** begin Available data **
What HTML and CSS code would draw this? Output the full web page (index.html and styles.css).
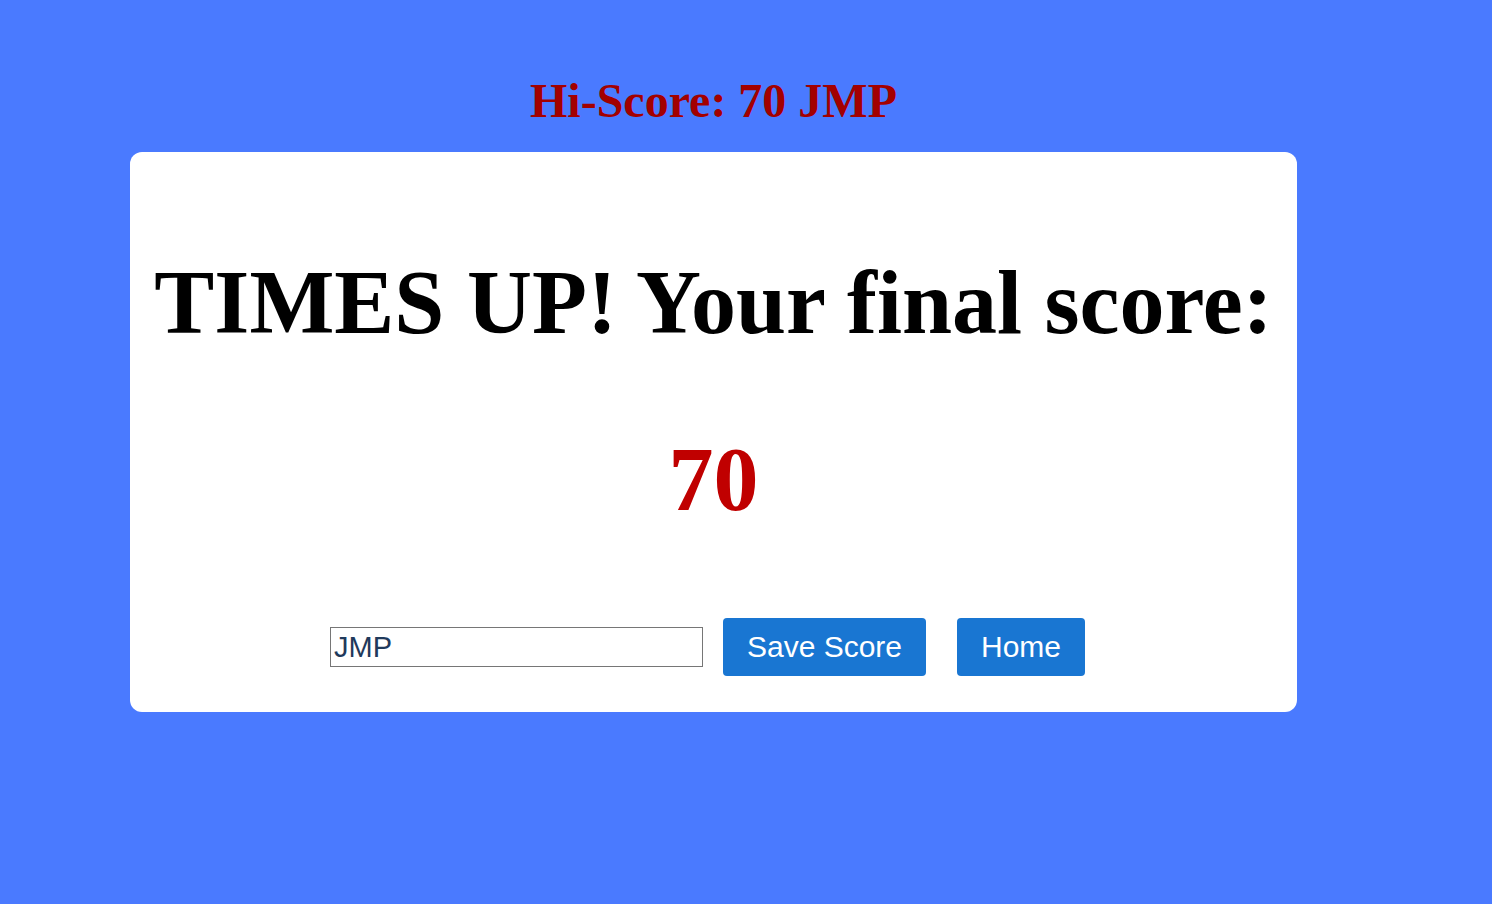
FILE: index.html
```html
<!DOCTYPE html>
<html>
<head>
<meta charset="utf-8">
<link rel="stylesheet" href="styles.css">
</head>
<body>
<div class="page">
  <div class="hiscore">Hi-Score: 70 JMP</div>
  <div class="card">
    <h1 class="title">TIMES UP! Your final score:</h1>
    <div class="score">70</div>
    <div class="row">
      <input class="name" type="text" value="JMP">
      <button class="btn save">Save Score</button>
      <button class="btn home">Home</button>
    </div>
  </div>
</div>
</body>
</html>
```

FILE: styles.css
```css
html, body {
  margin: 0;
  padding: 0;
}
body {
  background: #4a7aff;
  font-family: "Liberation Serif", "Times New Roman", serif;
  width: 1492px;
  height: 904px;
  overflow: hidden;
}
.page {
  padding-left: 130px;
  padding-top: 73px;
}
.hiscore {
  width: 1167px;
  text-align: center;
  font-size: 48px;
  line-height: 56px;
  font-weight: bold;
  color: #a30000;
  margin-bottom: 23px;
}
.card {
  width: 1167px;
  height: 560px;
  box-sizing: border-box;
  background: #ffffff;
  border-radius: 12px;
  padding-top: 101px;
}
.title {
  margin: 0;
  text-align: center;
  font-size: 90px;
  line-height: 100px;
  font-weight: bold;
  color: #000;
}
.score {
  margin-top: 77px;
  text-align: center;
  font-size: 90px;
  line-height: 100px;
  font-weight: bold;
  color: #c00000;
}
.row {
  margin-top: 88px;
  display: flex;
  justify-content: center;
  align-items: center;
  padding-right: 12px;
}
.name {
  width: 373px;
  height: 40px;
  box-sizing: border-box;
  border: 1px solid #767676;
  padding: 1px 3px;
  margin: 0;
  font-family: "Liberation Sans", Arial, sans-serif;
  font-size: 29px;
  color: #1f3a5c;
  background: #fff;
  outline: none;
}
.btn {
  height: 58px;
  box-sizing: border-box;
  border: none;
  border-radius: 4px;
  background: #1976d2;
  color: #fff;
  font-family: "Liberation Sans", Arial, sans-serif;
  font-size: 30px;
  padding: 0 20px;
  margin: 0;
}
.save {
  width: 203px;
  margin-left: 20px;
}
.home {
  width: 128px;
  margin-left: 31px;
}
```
** end Available data **
Omit the pictures and reproduce the listing exactly.

Correct response:
What HTML and CSS code would draw this? Output the full web page (index.html and styles.css).
FILE: index.html
```html
<!DOCTYPE html>
<html>
<head>
<meta charset="utf-8">
<link rel="stylesheet" href="styles.css">
</head>
<body>
<div class="page">
  <div class="hiscore">Hi-Score: 70 JMP</div>
  <div class="card">
    <h1 class="title">TIMES UP! Your final score:</h1>
    <div class="score">70</div>
    <div class="row">
      <input class="name" type="text" value="JMP">
      <button class="btn save">Save Score</button>
      <button class="btn home">Home</button>
    </div>
  </div>
</div>
</body>
</html>
```

FILE: styles.css
```css
html, body {
  margin: 0;
  padding: 0;
}
body {
  background: #4a7aff;
  font-family: "Liberation Serif", "Times New Roman", serif;
  width: 1492px;
  height: 904px;
  overflow: hidden;
}
.page {
  padding-left: 130px;
  padding-top: 73px;
}
.hiscore {
  width: 1167px;
  text-align: center;
  font-size: 48px;
  line-height: 56px;
  font-weight: bold;
  color: #a30000;
  margin-bottom: 23px;
}
.card {
  width: 1167px;
  height: 560px;
  box-sizing: border-box;
  background: #ffffff;
  border-radius: 12px;
  padding-top: 101px;
}
.title {
  margin: 0;
  text-align: center;
  font-size: 90px;
  line-height: 100px;
  font-weight: bold;
  color: #000;
}
.score {
  margin-top: 77px;
  text-align: center;
  font-size: 90px;
  line-height: 100px;
  font-weight: bold;
  color: #c00000;
}
.row {
  margin-top: 88px;
  display: flex;
  justify-content: center;
  align-items: center;
  padding-right: 12px;
}
.name {
  width: 373px;
  height: 40px;
  box-sizing: border-box;
  border: 1px solid #767676;
  padding: 1px 3px;
  margin: 0;
  font-family: "Liberation Sans", Arial, sans-serif;
  font-size: 29px;
  color: #1f3a5c;
  background: #fff;
  outline: none;
}
.btn {
  height: 58px;
  box-sizing: border-box;
  border: none;
  border-radius: 4px;
  background: #1976d2;
  color: #fff;
  font-family: "Liberation Sans", Arial, sans-serif;
  font-size: 30px;
  padding: 0 20px;
  margin: 0;
}
.save {
  width: 203px;
  margin-left: 20px;
}
.home {
  width: 128px;
  margin-left: 31px;
}
```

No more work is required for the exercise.